Хотя из радиограмм он уже знал, что мы оставили Пышно и как это произошло, потому что, увидев меня при аэродроме, сразу дал приказ немедленно оставить аэродром и приступить к работе над картиной о погибших в Пышно. Я стал сопротивляться:
— Как же, ведь я начальник аэродрома!..
— Да начальников я тебе завтра сто поставлю, — прервал Лобанок, — а художник здесь ты один! Поезжай в Пышно завтра же, территория там ничейная, а наши до сих пор не похоронены. Найди тела, похорони, посмотри, как все было. Возьмешь с собой Федора Сальникова (это наш врач), да будьте осторожны.
У меня сразу пропали все возражения и желание быть начальником аэродрома, с таким трудом мной построенного и ставшего гордостью нашей бригады.

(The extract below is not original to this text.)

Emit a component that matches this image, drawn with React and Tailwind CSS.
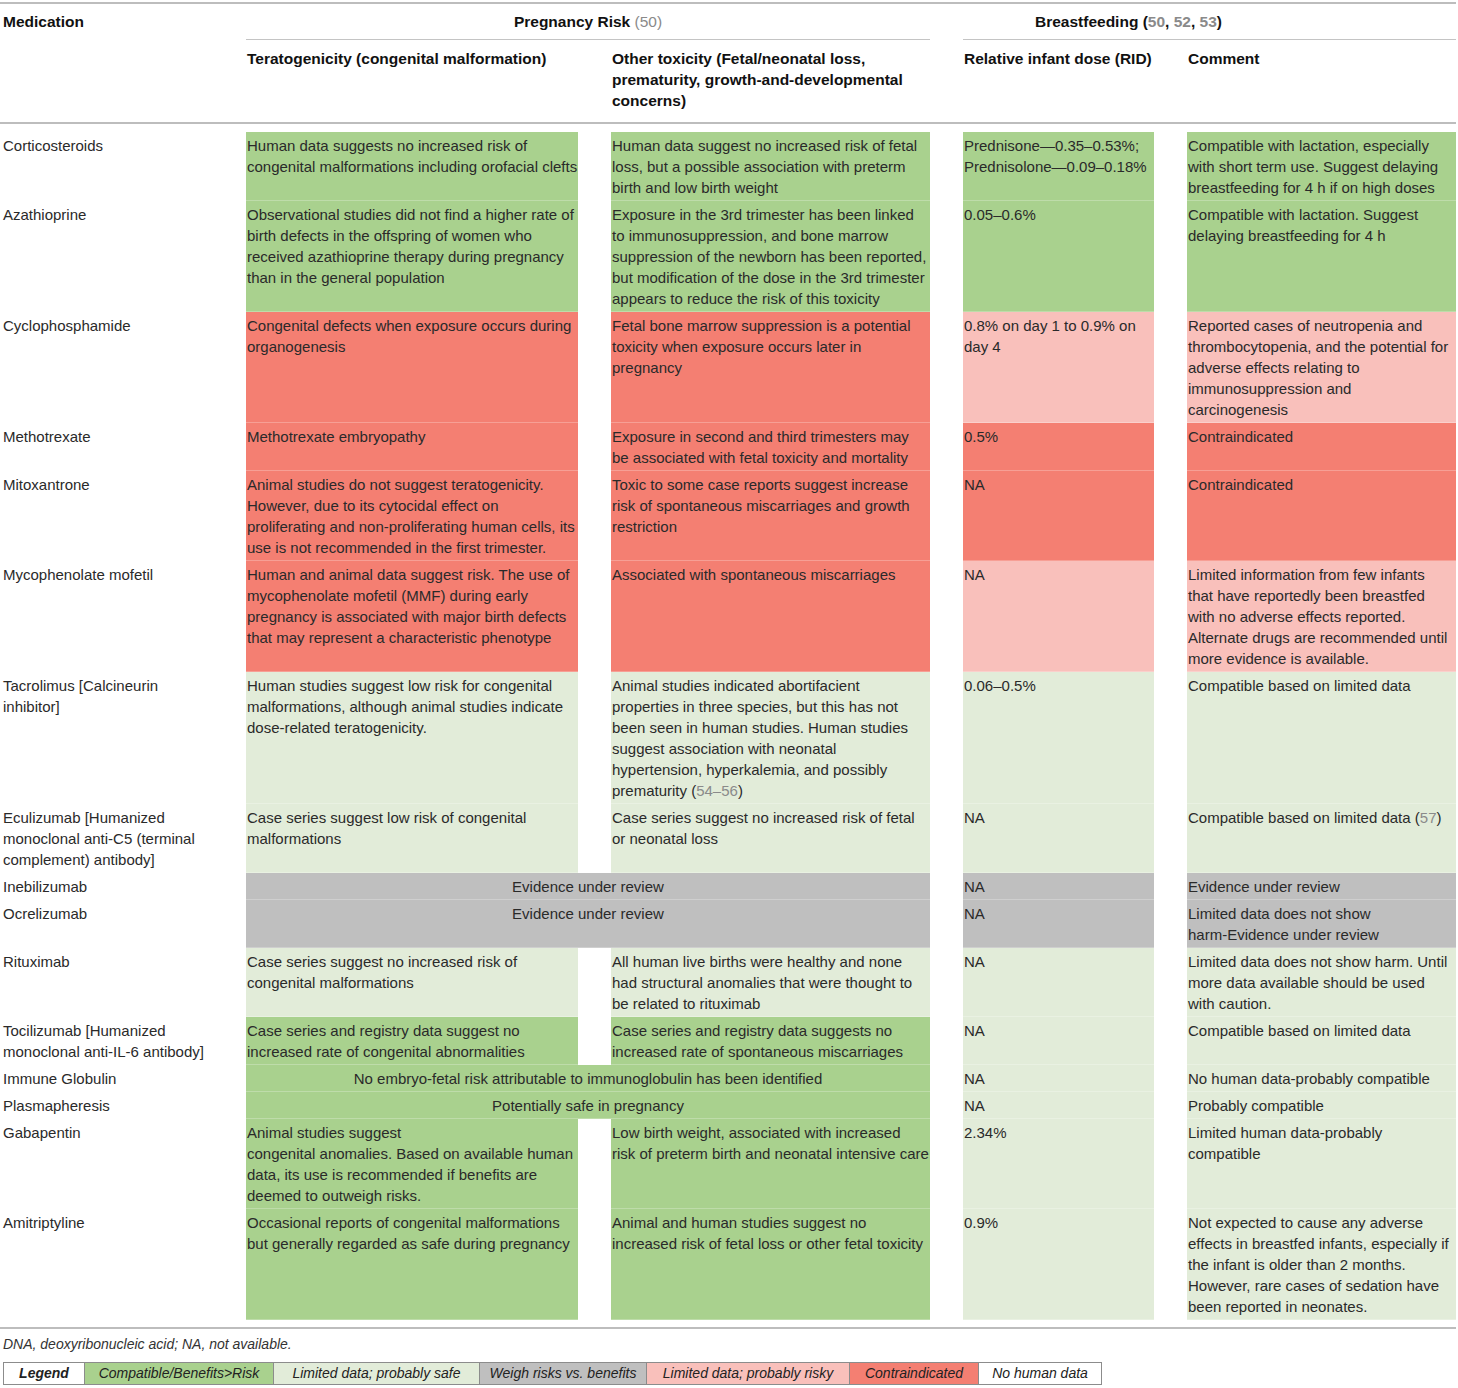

— Ну, — сказал Лобанок, — понял задачу? А сегодня попозже сдай свое хозяйство.
Утром в штабе Короленко объяснял нам с Федором, какая обстановка вокруг Пышно, где немцы, какой дорогой лучше пробраться, а в случае чего куда отходить.
Взял с собой в сумку альбом, еду, запрягли серую мохнатую лошадь и вдвоем поехали.
Дороги, только несколько дней оставленные карателями, могли быть заминированы, приходилось ехать где обочиной, где пускать вперед лошадь с телегой, ожидая «сюрприза» каждую минуту. Лес стоял вначале горелый, это немцы поджигали перед карательной экспедицией, хотели выкурить партизан из леса, готовясь к наступлению. Дальше пошли сосны, по буграм цвел чабрец, и запах его пьянил, вызывал в душе воспоминания о счастье первых встреч с Галей, кукушка считала наши годы, и было совсем непохоже на войну, но грустно.